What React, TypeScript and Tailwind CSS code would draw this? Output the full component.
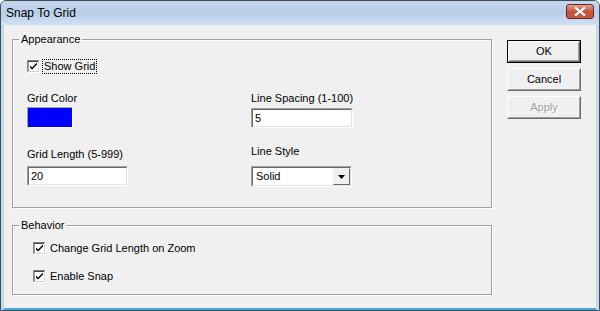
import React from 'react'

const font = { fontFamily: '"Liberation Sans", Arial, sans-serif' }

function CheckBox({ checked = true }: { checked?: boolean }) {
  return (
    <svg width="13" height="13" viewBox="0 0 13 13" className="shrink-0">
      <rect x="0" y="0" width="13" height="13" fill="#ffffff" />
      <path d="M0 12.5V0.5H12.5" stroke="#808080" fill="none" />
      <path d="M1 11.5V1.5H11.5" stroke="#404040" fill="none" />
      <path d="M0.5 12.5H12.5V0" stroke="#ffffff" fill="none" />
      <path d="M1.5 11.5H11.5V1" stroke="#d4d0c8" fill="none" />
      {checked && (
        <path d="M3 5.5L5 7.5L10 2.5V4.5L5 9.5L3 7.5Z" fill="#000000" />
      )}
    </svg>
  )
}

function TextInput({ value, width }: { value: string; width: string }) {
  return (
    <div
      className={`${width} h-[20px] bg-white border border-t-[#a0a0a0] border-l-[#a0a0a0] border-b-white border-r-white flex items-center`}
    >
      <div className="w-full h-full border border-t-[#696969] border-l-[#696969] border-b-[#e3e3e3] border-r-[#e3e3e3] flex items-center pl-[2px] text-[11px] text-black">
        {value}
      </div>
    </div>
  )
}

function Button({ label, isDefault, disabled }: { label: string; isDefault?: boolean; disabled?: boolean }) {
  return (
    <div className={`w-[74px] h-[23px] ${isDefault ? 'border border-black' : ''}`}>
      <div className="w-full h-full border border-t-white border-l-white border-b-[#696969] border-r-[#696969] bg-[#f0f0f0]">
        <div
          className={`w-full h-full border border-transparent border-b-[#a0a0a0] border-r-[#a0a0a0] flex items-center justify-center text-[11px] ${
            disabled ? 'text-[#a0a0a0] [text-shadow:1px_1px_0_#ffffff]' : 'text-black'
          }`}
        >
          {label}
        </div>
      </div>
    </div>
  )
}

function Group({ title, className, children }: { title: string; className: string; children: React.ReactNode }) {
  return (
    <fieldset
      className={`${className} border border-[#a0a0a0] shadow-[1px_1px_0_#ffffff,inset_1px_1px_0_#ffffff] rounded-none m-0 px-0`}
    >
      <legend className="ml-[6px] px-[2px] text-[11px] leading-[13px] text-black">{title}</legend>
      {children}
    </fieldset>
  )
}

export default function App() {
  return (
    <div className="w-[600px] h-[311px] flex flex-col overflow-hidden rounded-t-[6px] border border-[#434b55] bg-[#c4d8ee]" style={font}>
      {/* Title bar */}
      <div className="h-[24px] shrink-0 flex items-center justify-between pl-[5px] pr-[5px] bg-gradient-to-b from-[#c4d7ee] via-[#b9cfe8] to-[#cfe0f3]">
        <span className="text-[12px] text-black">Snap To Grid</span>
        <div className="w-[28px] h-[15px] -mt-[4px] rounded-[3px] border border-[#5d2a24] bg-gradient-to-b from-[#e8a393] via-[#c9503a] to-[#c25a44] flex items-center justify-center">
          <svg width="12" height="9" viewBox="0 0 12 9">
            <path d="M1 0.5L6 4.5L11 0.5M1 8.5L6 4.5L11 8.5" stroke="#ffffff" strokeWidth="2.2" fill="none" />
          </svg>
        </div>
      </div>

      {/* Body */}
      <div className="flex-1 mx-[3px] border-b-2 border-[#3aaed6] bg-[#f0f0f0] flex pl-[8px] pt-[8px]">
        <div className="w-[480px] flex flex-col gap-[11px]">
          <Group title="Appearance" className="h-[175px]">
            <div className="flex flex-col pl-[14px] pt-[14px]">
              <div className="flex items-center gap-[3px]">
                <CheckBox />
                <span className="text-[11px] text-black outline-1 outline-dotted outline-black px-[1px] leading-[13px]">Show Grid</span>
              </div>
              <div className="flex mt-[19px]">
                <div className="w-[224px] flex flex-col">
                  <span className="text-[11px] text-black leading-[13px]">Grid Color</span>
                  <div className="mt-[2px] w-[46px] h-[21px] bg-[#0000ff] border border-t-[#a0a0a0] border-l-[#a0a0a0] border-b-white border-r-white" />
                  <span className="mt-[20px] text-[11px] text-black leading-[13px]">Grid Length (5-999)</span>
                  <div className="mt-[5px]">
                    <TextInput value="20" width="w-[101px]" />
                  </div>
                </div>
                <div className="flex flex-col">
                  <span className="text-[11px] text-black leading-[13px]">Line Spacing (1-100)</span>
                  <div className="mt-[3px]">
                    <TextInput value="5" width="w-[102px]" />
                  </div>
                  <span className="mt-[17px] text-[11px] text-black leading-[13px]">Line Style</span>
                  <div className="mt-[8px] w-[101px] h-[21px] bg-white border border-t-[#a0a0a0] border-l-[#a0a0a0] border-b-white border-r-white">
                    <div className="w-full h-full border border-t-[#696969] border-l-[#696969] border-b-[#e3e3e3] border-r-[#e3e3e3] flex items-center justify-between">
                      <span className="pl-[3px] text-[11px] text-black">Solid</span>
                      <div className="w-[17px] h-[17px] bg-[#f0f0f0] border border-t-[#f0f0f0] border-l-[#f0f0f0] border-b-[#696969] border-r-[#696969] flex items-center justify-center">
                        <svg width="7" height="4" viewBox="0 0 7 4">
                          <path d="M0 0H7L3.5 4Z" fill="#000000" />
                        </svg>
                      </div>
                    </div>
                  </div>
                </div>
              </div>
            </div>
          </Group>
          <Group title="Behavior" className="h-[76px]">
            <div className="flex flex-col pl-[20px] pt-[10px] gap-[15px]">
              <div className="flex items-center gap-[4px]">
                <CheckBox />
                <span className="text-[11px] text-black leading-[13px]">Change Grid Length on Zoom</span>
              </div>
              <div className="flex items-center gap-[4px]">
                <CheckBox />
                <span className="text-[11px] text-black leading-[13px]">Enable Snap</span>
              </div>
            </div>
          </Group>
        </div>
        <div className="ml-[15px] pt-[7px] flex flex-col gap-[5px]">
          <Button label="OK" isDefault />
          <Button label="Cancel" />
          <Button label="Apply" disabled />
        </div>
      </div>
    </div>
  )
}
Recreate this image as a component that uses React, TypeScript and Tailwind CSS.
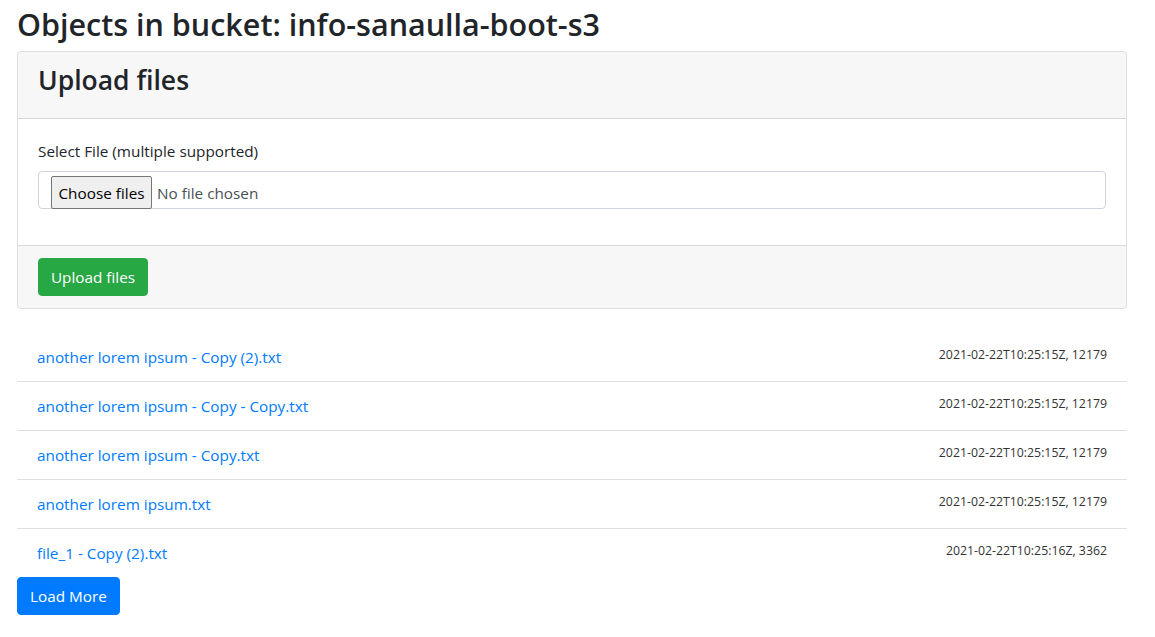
++++++
What this task involves:
Transcribe the records above exactly, omitting every picture they contain.

Correct result:
What React, TypeScript and Tailwind CSS code would draw this? Output the full component.
import React from 'react'

const font = { fontFamily: '"Liberation Sans", Arial, sans-serif' }

function CheckBox({ checked = true }: { checked?: boolean }) {
  return (
    <svg width="13" height="13" viewBox="0 0 13 13" className="shrink-0">
      <rect x="0" y="0" width="13" height="13" fill="#ffffff" />
      <path d="M0 12.5V0.5H12.5" stroke="#808080" fill="none" />
      <path d="M1 11.5V1.5H11.5" stroke="#404040" fill="none" />
      <path d="M0.5 12.5H12.5V0" stroke="#ffffff" fill="none" />
      <path d="M1.5 11.5H11.5V1" stroke="#d4d0c8" fill="none" />
      {checked && (
        <path d="M3 5.5L5 7.5L10 2.5V4.5L5 9.5L3 7.5Z" fill="#000000" />
      )}
    </svg>
  )
}

function TextInput({ value, width }: { value: string; width: string }) {
  return (
    <div
      className={`${width} h-[20px] bg-white border border-t-[#a0a0a0] border-l-[#a0a0a0] border-b-white border-r-white flex items-center`}
    >
      <div className="w-full h-full border border-t-[#696969] border-l-[#696969] border-b-[#e3e3e3] border-r-[#e3e3e3] flex items-center pl-[2px] text-[11px] text-black">
        {value}
      </div>
    </div>
  )
}

function Button({ label, isDefault, disabled }: { label: string; isDefault?: boolean; disabled?: boolean }) {
  return (
    <div className={`w-[74px] h-[23px] ${isDefault ? 'border border-black' : ''}`}>
      <div className="w-full h-full border border-t-white border-l-white border-b-[#696969] border-r-[#696969] bg-[#f0f0f0]">
        <div
          className={`w-full h-full border border-transparent border-b-[#a0a0a0] border-r-[#a0a0a0] flex items-center justify-center text-[11px] ${
            disabled ? 'text-[#a0a0a0] [text-shadow:1px_1px_0_#ffffff]' : 'text-black'
          }`}
        >
          {label}
        </div>
      </div>
    </div>
  )
}

function Group({ title, className, children }: { title: string; className: string; children: React.ReactNode }) {
  return (
    <fieldset
      className={`${className} border border-[#a0a0a0] shadow-[1px_1px_0_#ffffff,inset_1px_1px_0_#ffffff] rounded-none m-0 px-0`}
    >
      <legend className="ml-[6px] px-[2px] text-[11px] leading-[13px] text-black">{title}</legend>
      {children}
    </fieldset>
  )
}

export default function App() {
  return (
    <div className="w-[600px] h-[311px] flex flex-col overflow-hidden rounded-t-[6px] border border-[#434b55] bg-[#c4d8ee]" style={font}>
      {/* Title bar */}
      <div className="h-[24px] shrink-0 flex items-center justify-between pl-[5px] pr-[5px] bg-gradient-to-b from-[#c4d7ee] via-[#b9cfe8] to-[#cfe0f3]">
        <span className="text-[12px] text-black">Snap To Grid</span>
        <div className="w-[28px] h-[15px] -mt-[4px] rounded-[3px] border border-[#5d2a24] bg-gradient-to-b from-[#e8a393] via-[#c9503a] to-[#c25a44] flex items-center justify-center">
          <svg width="12" height="9" viewBox="0 0 12 9">
            <path d="M1 0.5L6 4.5L11 0.5M1 8.5L6 4.5L11 8.5" stroke="#ffffff" strokeWidth="2.2" fill="none" />
          </svg>
        </div>
      </div>

      {/* Body */}
      <div className="flex-1 mx-[3px] border-b-2 border-[#3aaed6] bg-[#f0f0f0] flex pl-[8px] pt-[8px]">
        <div className="w-[480px] flex flex-col gap-[11px]">
          <Group title="Appearance" className="h-[175px]">
            <div className="flex flex-col pl-[14px] pt-[14px]">
              <div className="flex items-center gap-[3px]">
                <CheckBox />
                <span className="text-[11px] text-black outline-1 outline-dotted outline-black px-[1px] leading-[13px]">Show Grid</span>
              </div>
              <div className="flex mt-[19px]">
                <div className="w-[224px] flex flex-col">
                  <span className="text-[11px] text-black leading-[13px]">Grid Color</span>
                  <div className="mt-[2px] w-[46px] h-[21px] bg-[#0000ff] border border-t-[#a0a0a0] border-l-[#a0a0a0] border-b-white border-r-white" />
                  <span className="mt-[20px] text-[11px] text-black leading-[13px]">Grid Length (5-999)</span>
                  <div className="mt-[5px]">
                    <TextInput value="20" width="w-[101px]" />
                  </div>
                </div>
                <div className="flex flex-col">
                  <span className="text-[11px] text-black leading-[13px]">Line Spacing (1-100)</span>
                  <div className="mt-[3px]">
                    <TextInput value="5" width="w-[102px]" />
                  </div>
                  <span className="mt-[17px] text-[11px] text-black leading-[13px]">Line Style</span>
                  <div className="mt-[8px] w-[101px] h-[21px] bg-white border border-t-[#a0a0a0] border-l-[#a0a0a0] border-b-white border-r-white">
                    <div className="w-full h-full border border-t-[#696969] border-l-[#696969] border-b-[#e3e3e3] border-r-[#e3e3e3] flex items-center justify-between">
                      <span className="pl-[3px] text-[11px] text-black">Solid</span>
                      <div className="w-[17px] h-[17px] bg-[#f0f0f0] border border-t-[#f0f0f0] border-l-[#f0f0f0] border-b-[#696969] border-r-[#696969] flex items-center justify-center">
                        <svg width="7" height="4" viewBox="0 0 7 4">
                          <path d="M0 0H7L3.5 4Z" fill="#000000" />
                        </svg>
                      </div>
                    </div>
                  </div>
                </div>
              </div>
            </div>
          </Group>
          <Group title="Behavior" className="h-[76px]">
            <div className="flex flex-col pl-[20px] pt-[10px] gap-[15px]">
              <div className="flex items-center gap-[4px]">
                <CheckBox />
                <span className="text-[11px] text-black leading-[13px]">Change Grid Length on Zoom</span>
              </div>
              <div className="flex items-center gap-[4px]">
                <CheckBox />
                <span className="text-[11px] text-black leading-[13px]">Enable Snap</span>
              </div>
            </div>
          </Group>
        </div>
        <div className="ml-[15px] pt-[7px] flex flex-col gap-[5px]">
          <Button label="OK" isDefault />
          <Button label="Cancel" />
          <Button label="Apply" disabled />
        </div>
      </div>
    </div>
  )
}
Recreate this image as a component that uses React, TypeScript and Tailwind CSS.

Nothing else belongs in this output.